DAEŞ ve Suriye'deki Hol ve Roj Kamplarında İnsan Hakları İhlalleri: Bir
Değerlendirme
Prof. Dr. Dr. Ümit Yazıcıoğlu
1.) Giriş:
Terörizm, günümüz dünyasın-da uluslararası barış ve güvenliği tehdit eden ciddi bir sorundur. Özellikle DAİŞ gibi radikal terör
örgütleri, şiddet ve terör eylemleriyle insanlığa büyük zararlar vermektedir.
Bu örgütlerin eylemleri, sadece doğrudan etkiledikleri bireyler ve topluluklar için değil, aynı zamanda küresel barış ve istikrar için de ciddi bir
tehlike oluşturmaktadır. Bu nedenle, terörizmle mücadele, uluslararası toplumun en öncelikli görevlerinden biri haline gelmiştir.
Suriye'nin kuzeydoğusundaki Hol ve Roj kamplarında yaşanan insan hakları ihlalleri, sadece kampların fiziksel koşullarıyla sınırlı değildir. Bu kamplar,
bölgedeki dinci terör örgütleri, özellikle de IŞİD'in etkisi altındaki çatışmaların sonucu olarak ortaya çıkmıştır. DAİŞ'in radikal ideolojisi, bölgedeki insanların yaşamlarını altüst etmiş,
binlercesini yerinden etmiş ve bölgede korku ve dehşet yaymıştır. Bu makalede, Hol ve Roj kamplarındaki insan hakları ihlallerine ek olarak DAİŞ'e karşı verilen mücadele de ele
alınacaktır.
Terörizmle mücadele, uluslararası toplumun öncelikli görevlerinden biridir ve insan
haklarının korunması için kararlılıkla çalışılması gerekmektedir. Hol ve Roj kamplarının Suriye'nin kuzeydoğusunda bulunması, bu kampların güvenlik ve insan hakları açısından zorlu bir ortamda
olduğunu göstermektedir. Terör örgütlerinin etkisi altındaki bölgelerde, insan hakları ihlalleri sıklıkla yaşanmakta ve bu durum uluslararası toplumun dikkatini çekmektedir. Bu makale, Hol ve Roj
kamplarındaki insan hakları ihlallerine ilişkin mevcut raporları ve iddiaları incelemeyi amaçlamaktadır.
2.) Özet
Hol ve Roj kamplarındaki insan hakları ihlalleri, temelde kötü yaşam koşulları, işkence ve kötü muamele, adil
olmayan yargı süreçleri ve çocukların durumu gibi çeşitli alanlarda kendini göstermektedir. Kamplarda tutulan insanlar, sağlık hizmetlerinin yetersizliği, temiz su ve gıda eksikliği
gibi sorunlarla karşı karşıyadır. Ayrıca, işkence ve kötü muamele iddiaları da dikkat çekmektedir. Adil olmayan yargı süreçleri ve haksız tutuklamalar da bu kamplardaki insan hakları ihlalleriyle
ilişkilendirilmektedir. Uluslararası insan hakları örgütleri ve raportörler, bu iddiaları titizlikle ele almaktadır.

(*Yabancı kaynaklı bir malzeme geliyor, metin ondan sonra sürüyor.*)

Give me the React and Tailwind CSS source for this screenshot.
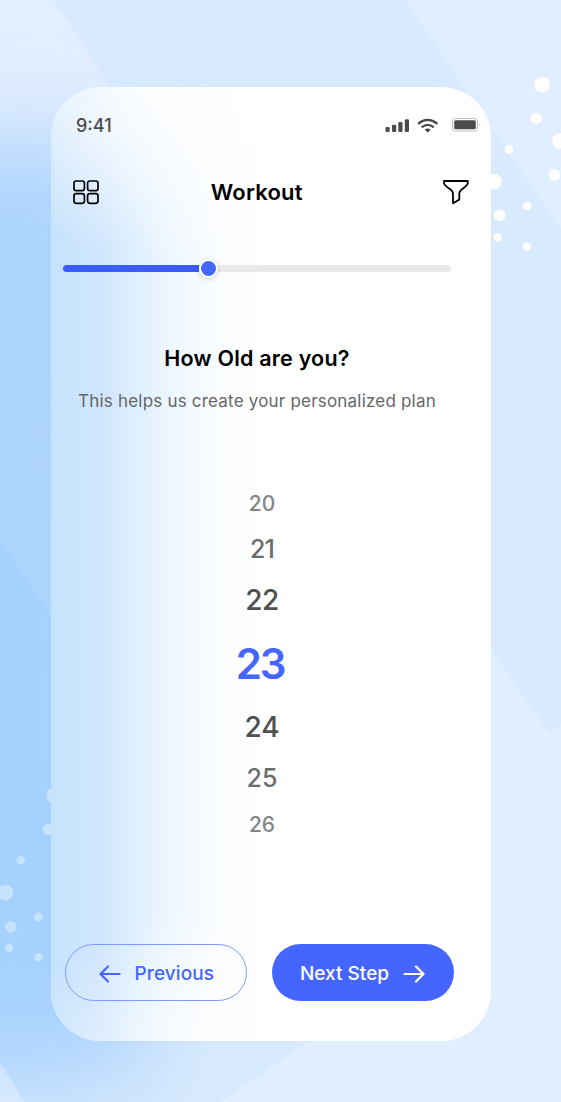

3.) DAİŞ ve dinci Terörizm:
Terörizm, siyasi, dini veya ideolojik amaçlar doğrultusunda sivil halkı korkutma, sindirme veya bir hükümeti zorlama amacıyla gerçekleştirilen şiddet
eylemlerinin genel adıdır. Birleşmiş Milletler tarafından "terörün her türlü biçimi, hukukun üstünlüğünü, insan haklarını ve temel özgürlükleri hedef alan eylemler" olarak tanımlanmıştır. Terörizmin
temel özellikleri arasında rastgele ve masum sivilleri hedef alma, korku ve panik yaratma, siyasi veya ideolojik amaçlar doğrultusunda şiddet kullanma ve genellikle devlet otoritesine karşı gelme yer
almaktadır.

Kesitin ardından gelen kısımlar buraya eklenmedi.